Kristoffer Hayward A&E Editor

Sometimes a series holds our interest so well we need to see the story expanded, though sometimes there’s not always a good outcome.

A good example of a series bridging media gaps and expanding their setting comes from video games. Almost every triple A title has a book series either re-telling the story covered in the games or filling the gaps in with situation before their beginnings.

Visually striking games with an action movie style such as Uncharted won’t offer a fleshed out and immersive read. Everything that makes the genre appealing rests with visual effects and snappy one-liners, not the plot.

Story rich games with an RPG (role playing game) feel to it, like Warcraft, would stand a better chance at a novelization. The elements of world lore and society would translate into depth in the story, easily immersing a reader.

When a game is very good, it’s natural to want to see more of what made it great. For Mass Effect, the books tie in tightly with the trilogy of video games to create an expansive setting with remarkable depth.

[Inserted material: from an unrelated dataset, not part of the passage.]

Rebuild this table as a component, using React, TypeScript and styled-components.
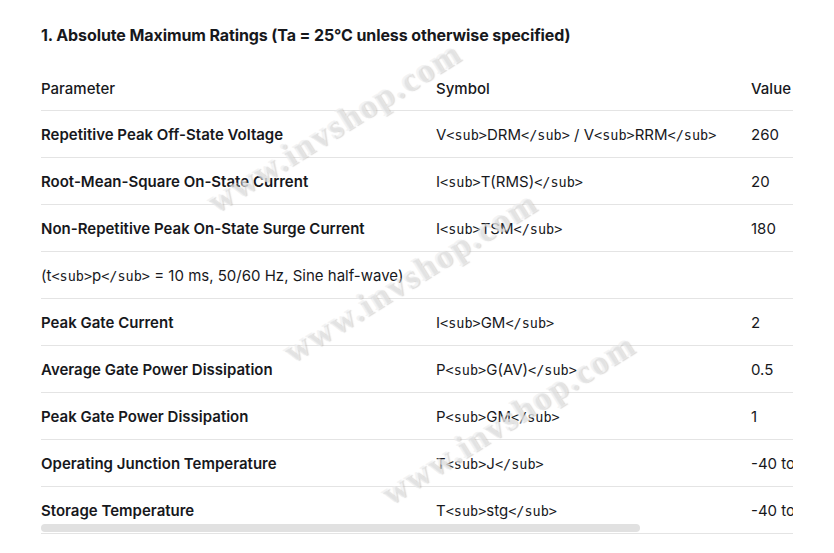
import styled, { createGlobalStyle } from 'styled-components';

type Row = {
    param: string,
    symbol: string,
    value: string,
    note?: boolean
};

const rows: Row[] = [
    { param: 'Repetitive Peak Off-State Voltage', symbol: 'V<sub>DRM</sub> / V<sub>RRM</sub>', value: '260' },
    { param: 'Root-Mean-Square On-State Current', symbol: 'I<sub>T(RMS)</sub>', value: '20' },
    { param: 'Non-Repetitive Peak On-State Surge Current', symbol: 'I<sub>TSM</sub>', value: '180' },
    { param: '(t<sub>p</sub> = 10 ms, 50/60 Hz, Sine half-wave)', symbol: '', value: '', note: true },
    { param: 'Peak Gate Current', symbol: 'I<sub>GM</sub>', value: '2' },
    { param: 'Average Gate Power Dissipation', symbol: 'P<sub>G(AV)</sub>', value: '0.5' },
    { param: 'Peak Gate Power Dissipation', symbol: 'P<sub>GM</sub>', value: '1' },
    { param: 'Operating Junction Temperature', symbol: 'T<sub>J</sub>', value: '-40 to +125' },
    { param: 'Storage Temperature', symbol: 'T<sub>stg</sub>', value: '-40 to +150' },
];

const marks = [
    { left: 188, top: 108 },
    { left: 264, top: 258 },
    { left: 362, top: 400 },
];

const TABLE_W = 944;
const VIEW_W = 752;

// raw tags are shown as text, in a mono face like the source page
function RawText({ text }: { text: string }) {
    const parts = text.split(/(<\/?sub>)/);
    return (
        <>
            {parts.map((p, i) =>
                /^<\/?sub>$/.test(p) ? <Tag key={i}>{p}</Tag> : <span key={i}>{p}</span>
            )}
        </>
    );
}

export default function App() {
    return (
        <Page>
            <GlobalStyle />
            <Title>1. Absolute Maximum Ratings (Ta = 25°C unless otherwise specified)</Title>
            <Frame>
                <Scroller>
                    <Table>
                        <colgroup>
                            <col style={{ width: 395 }} />
                            <col style={{ width: 315 }} />
                            <col style={{ width: 234 }} />
                        </colgroup>
                        <thead>
                            <tr>
                                <HeadCell>Parameter</HeadCell>
                                <HeadCell>Symbol</HeadCell>
                                <HeadCell>Value</HeadCell>
                            </tr>
                        </thead>
                        <tbody>
                            {rows.map((r, i) => (
                                <BodyRow key={i}>
                                    <Cell $bold={!r.note}><RawText text={r.param} /></Cell>
                                    <Cell><RawText text={r.symbol} /></Cell>
                                    <Cell>{r.value}</Cell>
                                </BodyRow>
                            ))}
                        </tbody>
                    </Table>
                </Scroller>
                <ScrollThumb style={{ width: Math.round(VIEW_W * VIEW_W / TABLE_W) }} />
            </Frame>
            {marks.map((m, i) => (
                <Watermark key={i} style={{ left: m.left, top: m.top }}>www.invshop.com</Watermark>
            ))}
        </Page>
    );
}

const GlobalStyle = createGlobalStyle`
    html, body {
        margin: 0;
        background: #fff;
    }
    body {
        font-family: Inter, "Noto Sans", sans-serif;
        color: #17181c;
    }
`

const Page = styled.div`
    position: relative;
    width: 834px;
    height: 553px;
    overflow: hidden;
    padding: 23px 41px 0;
    box-sizing: border-box;
`

const Title = styled.h3`
    margin: 0 0 17px;
    font-size: 16px;
    line-height: 24px;
    font-weight: 700;
    letter-spacing: -0.1px;
`

const Frame = styled.div`
    position: relative;
    width: ${VIEW_W}px;
`

const Scroller = styled.div`
    overflow-x: auto;
    scrollbar-width: none;
    &::-webkit-scrollbar {
        display: none;
    }
`

const ScrollThumb = styled.div`
    position: absolute;
    left: 0;
    bottom: 2px;
    height: 8px;
    border-radius: 4px;
    background: #e1e1e1;
`

const Table = styled.table`
    width: ${TABLE_W}px;
    border-collapse: collapse;
    table-layout: fixed;
`

const HeadCell = styled.th`
    text-align: left;
    font-size: 15px;
    font-weight: 500;
    line-height: 22px;
    height: 22px;
    padding: 14px 0 10px;
    white-space: nowrap;
`

const BodyRow = styled.tr`
    border-top: 1px solid #e4e4e4;
    border-bottom: 1px solid #e4e4e4;
`

const Cell = styled.td<{ $bold?: boolean }>`
    font-size: 15px;
    line-height: 22px;
    height: 22px;
    padding: 13px 0 11px;
    font-weight: ${(p) => (p.$bold ? 600 : 400)};
    white-space: nowrap;
    overflow: hidden;
`

const Tag = styled.span`
    font-family: "DejaVu Sans Mono", monospace;
    font-size: 13.5px;
    font-weight: 400;
    line-height: 1;
`

const Watermark = styled.div`
    position: absolute;
    font-family: "Liberation Serif", serif;
    font-weight: 700;
    font-size: 34px;
    letter-spacing: 2px;
    white-space: nowrap;
    color: rgba(245, 245, 245, 0.45);
    text-shadow: 1px 1px 1px rgba(160, 160, 160, 0.38), -1px -1px 0 rgba(235, 235, 235, 0.55);
    transform: rotate(-32deg);
    transform-origin: center;
    pointer-events: none;
`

Other times, the books don’t make so much sense when paired with the video game they come from. The Gears of War franchise offers a visceral and bloody war with a rather grim and base setting. The books take most of this, though without the eye-candy to keep the story from being the focal point, the novels leave a lot to be desired.

Be discerning with the game origin books, stay away from the flashy over the top styled games. Try and choose between the series you know has a deep base story to work from. Mass Effect, Warhammer 40,000, and Dungeons and Dragons are deep examples to pick. Resident Evil, Uncharted and Gears of War are shallower examples and may not have the punch the original titles had.